◆ WRITTEN EXERCISE ◆
Make an exact copy of the data below, leaving out every picture.

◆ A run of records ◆

--- begin ---

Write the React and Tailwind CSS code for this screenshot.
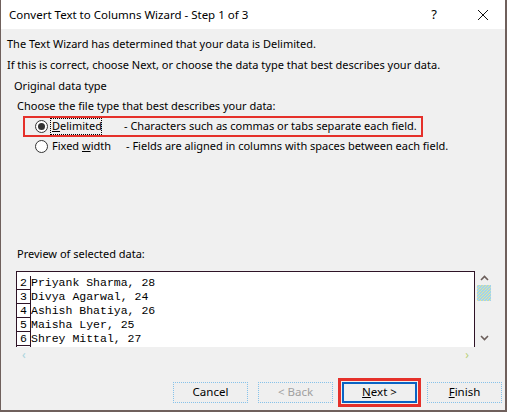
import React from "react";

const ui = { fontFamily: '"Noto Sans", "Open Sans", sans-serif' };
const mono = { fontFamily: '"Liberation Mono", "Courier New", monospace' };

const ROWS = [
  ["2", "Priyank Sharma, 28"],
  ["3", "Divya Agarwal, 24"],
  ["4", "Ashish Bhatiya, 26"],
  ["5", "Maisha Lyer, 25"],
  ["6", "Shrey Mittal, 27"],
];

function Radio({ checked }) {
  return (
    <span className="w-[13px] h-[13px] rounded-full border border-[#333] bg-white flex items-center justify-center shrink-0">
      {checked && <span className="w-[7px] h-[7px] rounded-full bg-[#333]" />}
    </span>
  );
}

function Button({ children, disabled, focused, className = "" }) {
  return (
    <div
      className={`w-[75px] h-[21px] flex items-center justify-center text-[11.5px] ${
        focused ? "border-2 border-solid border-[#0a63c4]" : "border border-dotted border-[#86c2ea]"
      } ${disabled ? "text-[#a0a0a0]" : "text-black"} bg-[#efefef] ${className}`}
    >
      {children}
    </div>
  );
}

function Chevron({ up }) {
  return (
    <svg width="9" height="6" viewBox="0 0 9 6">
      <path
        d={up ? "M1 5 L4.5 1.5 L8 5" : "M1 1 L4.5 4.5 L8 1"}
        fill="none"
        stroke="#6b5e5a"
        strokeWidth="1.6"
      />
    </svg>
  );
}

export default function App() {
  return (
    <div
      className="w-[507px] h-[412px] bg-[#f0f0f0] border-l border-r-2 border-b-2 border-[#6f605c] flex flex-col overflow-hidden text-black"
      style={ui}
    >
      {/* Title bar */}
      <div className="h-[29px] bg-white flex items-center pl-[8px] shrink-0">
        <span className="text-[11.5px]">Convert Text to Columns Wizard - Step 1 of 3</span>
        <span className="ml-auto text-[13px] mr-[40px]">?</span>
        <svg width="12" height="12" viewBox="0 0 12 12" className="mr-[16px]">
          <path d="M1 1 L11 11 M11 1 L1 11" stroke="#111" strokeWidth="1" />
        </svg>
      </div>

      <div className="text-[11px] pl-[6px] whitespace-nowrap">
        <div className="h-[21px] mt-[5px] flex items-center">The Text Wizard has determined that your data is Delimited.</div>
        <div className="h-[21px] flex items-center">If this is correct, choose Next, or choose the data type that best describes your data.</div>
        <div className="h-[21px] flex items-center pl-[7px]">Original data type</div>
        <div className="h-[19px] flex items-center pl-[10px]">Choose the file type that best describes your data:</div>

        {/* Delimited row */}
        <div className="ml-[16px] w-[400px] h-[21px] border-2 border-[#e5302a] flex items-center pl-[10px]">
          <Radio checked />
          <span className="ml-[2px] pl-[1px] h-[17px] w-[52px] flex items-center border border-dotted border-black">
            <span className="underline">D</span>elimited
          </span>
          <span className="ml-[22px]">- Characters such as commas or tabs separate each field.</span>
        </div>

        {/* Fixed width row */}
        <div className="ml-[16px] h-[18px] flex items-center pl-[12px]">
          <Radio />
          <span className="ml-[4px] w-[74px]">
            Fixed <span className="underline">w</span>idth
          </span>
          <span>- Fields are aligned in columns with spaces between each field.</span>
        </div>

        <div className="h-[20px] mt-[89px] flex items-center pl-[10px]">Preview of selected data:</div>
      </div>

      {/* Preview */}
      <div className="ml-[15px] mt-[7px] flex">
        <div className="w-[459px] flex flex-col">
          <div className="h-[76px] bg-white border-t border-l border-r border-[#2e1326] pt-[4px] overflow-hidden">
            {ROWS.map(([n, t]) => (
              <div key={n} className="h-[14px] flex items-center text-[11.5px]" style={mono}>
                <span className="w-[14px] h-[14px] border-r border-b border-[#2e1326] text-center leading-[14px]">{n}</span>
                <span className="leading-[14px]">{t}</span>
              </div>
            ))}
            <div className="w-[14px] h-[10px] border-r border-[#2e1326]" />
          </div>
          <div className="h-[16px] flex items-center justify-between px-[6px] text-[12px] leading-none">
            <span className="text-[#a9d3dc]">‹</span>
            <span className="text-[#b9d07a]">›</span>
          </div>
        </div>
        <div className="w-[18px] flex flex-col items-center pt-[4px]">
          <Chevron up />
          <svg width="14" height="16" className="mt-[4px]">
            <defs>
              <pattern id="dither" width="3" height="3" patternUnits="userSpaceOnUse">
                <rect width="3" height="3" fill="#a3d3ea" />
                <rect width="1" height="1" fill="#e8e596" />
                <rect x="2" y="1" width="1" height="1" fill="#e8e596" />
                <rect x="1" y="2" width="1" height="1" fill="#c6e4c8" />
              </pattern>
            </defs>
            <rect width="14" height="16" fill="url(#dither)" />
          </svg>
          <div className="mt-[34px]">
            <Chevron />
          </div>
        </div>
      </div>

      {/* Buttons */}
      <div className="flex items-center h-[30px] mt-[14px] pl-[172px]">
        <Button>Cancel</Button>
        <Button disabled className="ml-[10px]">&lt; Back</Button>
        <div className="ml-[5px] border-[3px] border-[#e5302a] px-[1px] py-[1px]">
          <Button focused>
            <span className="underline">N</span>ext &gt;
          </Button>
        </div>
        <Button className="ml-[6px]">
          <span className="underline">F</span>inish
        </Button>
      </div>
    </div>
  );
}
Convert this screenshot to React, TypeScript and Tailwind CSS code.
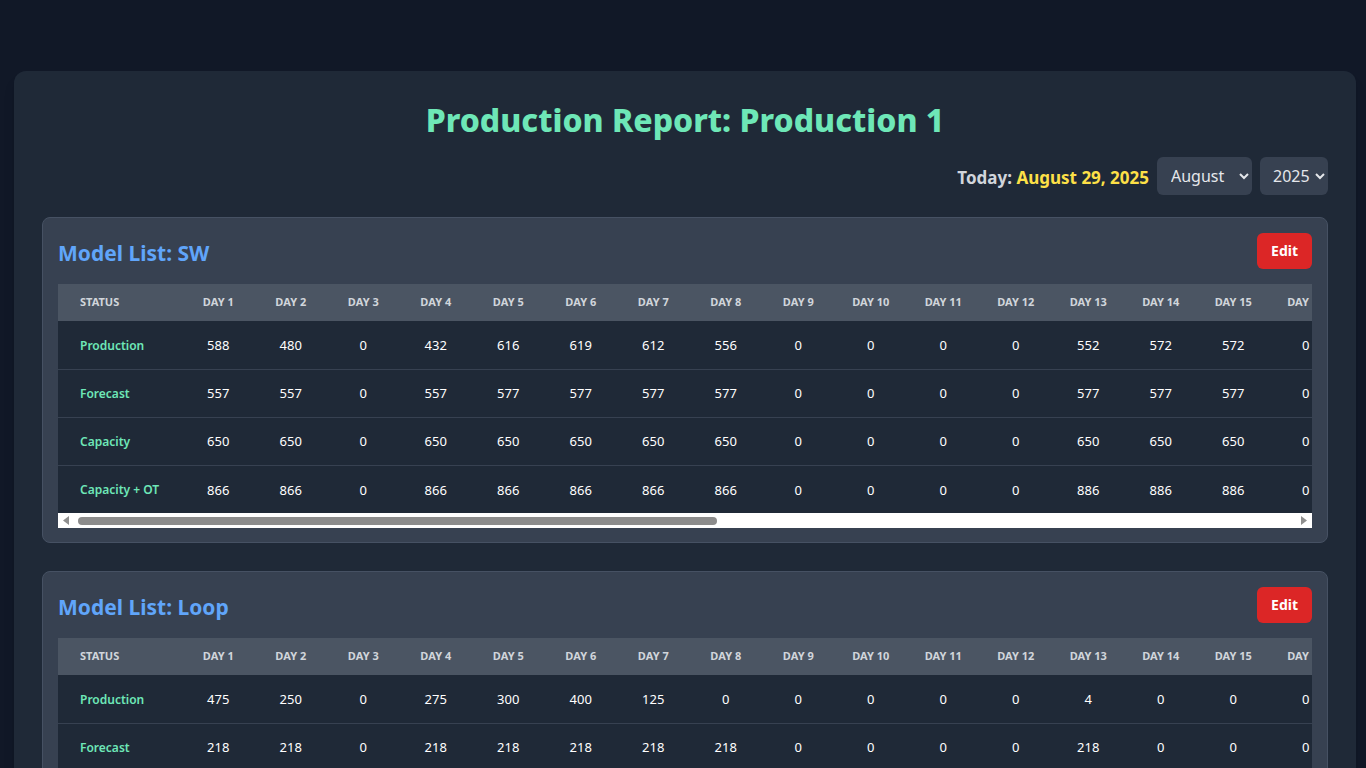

--- end ---

◆ EXERCISE RESPONSE ◆
Write the React and Tailwind CSS code for this screenshot.
import React from "react";

const ui = { fontFamily: '"Noto Sans", "Open Sans", sans-serif' };
const mono = { fontFamily: '"Liberation Mono", "Courier New", monospace' };

const ROWS = [
  ["2", "Priyank Sharma, 28"],
  ["3", "Divya Agarwal, 24"],
  ["4", "Ashish Bhatiya, 26"],
  ["5", "Maisha Lyer, 25"],
  ["6", "Shrey Mittal, 27"],
];

function Radio({ checked }) {
  return (
    <span className="w-[13px] h-[13px] rounded-full border border-[#333] bg-white flex items-center justify-center shrink-0">
      {checked && <span className="w-[7px] h-[7px] rounded-full bg-[#333]" />}
    </span>
  );
}

function Button({ children, disabled, focused, className = "" }) {
  return (
    <div
      className={`w-[75px] h-[21px] flex items-center justify-center text-[11.5px] ${
        focused ? "border-2 border-solid border-[#0a63c4]" : "border border-dotted border-[#86c2ea]"
      } ${disabled ? "text-[#a0a0a0]" : "text-black"} bg-[#efefef] ${className}`}
    >
      {children}
    </div>
  );
}

function Chevron({ up }) {
  return (
    <svg width="9" height="6" viewBox="0 0 9 6">
      <path
        d={up ? "M1 5 L4.5 1.5 L8 5" : "M1 1 L4.5 4.5 L8 1"}
        fill="none"
        stroke="#6b5e5a"
        strokeWidth="1.6"
      />
    </svg>
  );
}

export default function App() {
  return (
    <div
      className="w-[507px] h-[412px] bg-[#f0f0f0] border-l border-r-2 border-b-2 border-[#6f605c] flex flex-col overflow-hidden text-black"
      style={ui}
    >
      {/* Title bar */}
      <div className="h-[29px] bg-white flex items-center pl-[8px] shrink-0">
        <span className="text-[11.5px]">Convert Text to Columns Wizard - Step 1 of 3</span>
        <span className="ml-auto text-[13px] mr-[40px]">?</span>
        <svg width="12" height="12" viewBox="0 0 12 12" className="mr-[16px]">
          <path d="M1 1 L11 11 M11 1 L1 11" stroke="#111" strokeWidth="1" />
        </svg>
      </div>

      <div className="text-[11px] pl-[6px] whitespace-nowrap">
        <div className="h-[21px] mt-[5px] flex items-center">The Text Wizard has determined that your data is Delimited.</div>
        <div className="h-[21px] flex items-center">If this is correct, choose Next, or choose the data type that best describes your data.</div>
        <div className="h-[21px] flex items-center pl-[7px]">Original data type</div>
        <div className="h-[19px] flex items-center pl-[10px]">Choose the file type that best describes your data:</div>

        {/* Delimited row */}
        <div className="ml-[16px] w-[400px] h-[21px] border-2 border-[#e5302a] flex items-center pl-[10px]">
          <Radio checked />
          <span className="ml-[2px] pl-[1px] h-[17px] w-[52px] flex items-center border border-dotted border-black">
            <span className="underline">D</span>elimited
          </span>
          <span className="ml-[22px]">- Characters such as commas or tabs separate each field.</span>
        </div>

        {/* Fixed width row */}
        <div className="ml-[16px] h-[18px] flex items-center pl-[12px]">
          <Radio />
          <span className="ml-[4px] w-[74px]">
            Fixed <span className="underline">w</span>idth
          </span>
          <span>- Fields are aligned in columns with spaces between each field.</span>
        </div>

        <div className="h-[20px] mt-[89px] flex items-center pl-[10px]">Preview of selected data:</div>
      </div>

      {/* Preview */}
      <div className="ml-[15px] mt-[7px] flex">
        <div className="w-[459px] flex flex-col">
          <div className="h-[76px] bg-white border-t border-l border-r border-[#2e1326] pt-[4px] overflow-hidden">
            {ROWS.map(([n, t]) => (
              <div key={n} className="h-[14px] flex items-center text-[11.5px]" style={mono}>
                <span className="w-[14px] h-[14px] border-r border-b border-[#2e1326] text-center leading-[14px]">{n}</span>
                <span className="leading-[14px]">{t}</span>
              </div>
            ))}
            <div className="w-[14px] h-[10px] border-r border-[#2e1326]" />
          </div>
          <div className="h-[16px] flex items-center justify-between px-[6px] text-[12px] leading-none">
            <span className="text-[#a9d3dc]">‹</span>
            <span className="text-[#b9d07a]">›</span>
          </div>
        </div>
        <div className="w-[18px] flex flex-col items-center pt-[4px]">
          <Chevron up />
          <svg width="14" height="16" className="mt-[4px]">
            <defs>
              <pattern id="dither" width="3" height="3" patternUnits="userSpaceOnUse">
                <rect width="3" height="3" fill="#a3d3ea" />
                <rect width="1" height="1" fill="#e8e596" />
                <rect x="2" y="1" width="1" height="1" fill="#e8e596" />
                <rect x="1" y="2" width="1" height="1" fill="#c6e4c8" />
              </pattern>
            </defs>
            <rect width="14" height="16" fill="url(#dither)" />
          </svg>
          <div className="mt-[34px]">
            <Chevron />
          </div>
        </div>
      </div>

      {/* Buttons */}
      <div className="flex items-center h-[30px] mt-[14px] pl-[172px]">
        <Button>Cancel</Button>
        <Button disabled className="ml-[10px]">&lt; Back</Button>
        <div className="ml-[5px] border-[3px] border-[#e5302a] px-[1px] py-[1px]">
          <Button focused>
            <span className="underline">N</span>ext &gt;
          </Button>
        </div>
        <Button className="ml-[6px]">
          <span className="underline">F</span>inish
        </Button>
      </div>
    </div>
  );
}
Convert this screenshot to React, TypeScript and Tailwind CSS code.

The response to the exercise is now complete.